Entre recuerdos pasan los monótonos días en la Residencia. Están más que preparados, con resignación, para recorrer el último tramo de la carrera de la vida. Lo peor son las largas noches de insomnio, con la llegada del alba regresa la tranquilidad a la mayoría de los residentes. A pesar de todo muchos ancianos se resignan a ver la vida pasar.
Una mujer se me acerca y quiere que sea su confidente, por unos momentos. Esta señora mayor, ahora lejos de su tierra, tiene un “secreto” que ya no quiere conservar por más tiempo.

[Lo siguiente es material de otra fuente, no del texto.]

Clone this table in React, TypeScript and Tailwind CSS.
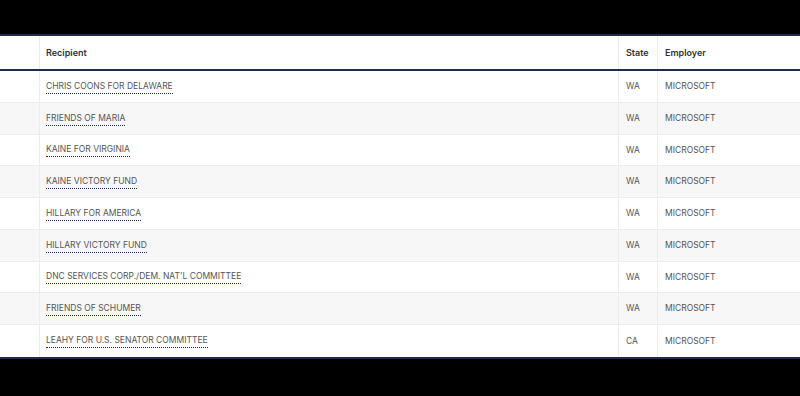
const rows: { recipient: string; state: string; employer: string }[] = [
  { recipient: 'CHRIS COONS FOR DELAWARE', state: 'WA', employer: 'MICROSOFT' },
  { recipient: 'FRIENDS OF MARIA', state: 'WA', employer: 'MICROSOFT' },
  { recipient: 'KAINE FOR VIRGINIA', state: 'WA', employer: 'MICROSOFT' },
  { recipient: 'KAINE VICTORY FUND', state: 'WA', employer: 'MICROSOFT' },
  { recipient: 'HILLARY FOR AMERICA', state: 'WA', employer: 'MICROSOFT' },
  { recipient: 'HILLARY VICTORY FUND', state: 'WA', employer: 'MICROSOFT' },
  { recipient: "DNC SERVICES CORP./DEM. NAT'L COMMITTEE", state: 'WA', employer: 'MICROSOFT' },
  { recipient: 'FRIENDS OF SCHUMER', state: 'WA', employer: 'MICROSOFT' },
  { recipient: 'LEAHY FOR U.S. SENATOR COMMITTEE', state: 'CA', employer: 'MICROSOFT' },
];

export default function App() {
  return (
    <div
      className="flex h-[396px] w-[800px] flex-col bg-black"
      style={{ fontFamily: 'Inter, "Liberation Sans", sans-serif' }}
    >
      <div className="h-[34px] shrink-0" />
      <div className="border-y-2 border-[#1f2d4b] bg-white">
        <div className="flex h-[35px] border-b-2 border-[#1f2d4b] text-[9px] font-semibold text-[#333]">
          <div className="w-[40px] shrink-0 border-r border-[#ececec]" />
          <div className="flex flex-1 items-center border-r border-[#ececec] pl-[6px]">Recipient</div>
          <div className="flex w-[39px] shrink-0 items-center border-r border-[#ececec] pl-[7px]">State</div>
          <div className="flex w-[142px] shrink-0 items-center pl-[7px]">Employer</div>
        </div>
        {rows.map((r, i) => (
          <div
            key={i}
            className={`flex h-[31.75px] border-b border-[#ececec] text-[8.5px] text-[#555] last:border-b-0 ${
              i % 2 === 1 ? 'bg-[#f7f7f7]' : 'bg-white'
            }`}
          >
            <div className="w-[40px] shrink-0 border-r border-[#ececec]" />
            <div className="flex flex-1 items-center border-r border-[#ececec] pl-[6px]">
              <span className="mt-[2px] border-b border-dotted border-[#1f2d4b] pb-[1px] leading-[11px]">
                {r.recipient}
              </span>
            </div>
            <div className="flex w-[39px] shrink-0 items-center border-r border-[#ececec] pl-[7px]">
              {r.state}
            </div>
            <div className="flex w-[142px] shrink-0 items-center pl-[7px]">{r.employer}</div>
          </div>
        ))}
      </div>
    </div>
  );
}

Cuando era adolescente, aquél día se encontraba trabajando en el campo. Se bajó del tren un desconocido que la llegaría a violar. Tras la brutal agresión aún había tenido que sufrir el desprecio de su padre, como si fuese culpable de algo y no más que una víctima inocente… . Eran otros tiempos, me comenta apenada.
Otra mujer me traslada parte de sus recuerdos vitales. Sabe que la vida de ahora es muy diferente. Ella había tenido que abandonar la escuela desde una edad muy temprana para dedicarse al cuidado de la casa y llevar la comida, cada día, al padre y a sus hermanos que trabajaban en el ferrocarril. Trata de justificarse: “antes era algo normal y habitual para la mayoría de las mujeres del pueblo y alrededores”.
Me encuentro a otra mujer nonagenaria que presume de haber vivido como ha querido. Para ella los motivos eran bastante evidentes, no se había llegado a casar ni tenido descendencia… . Consiguientemente, como reconoce, había disfrutado, muchas veces en soledad, de la libertad que ahora había perdido por sus dolencias físicas que la convertían en una persona dependiente. Eran otros tiempos.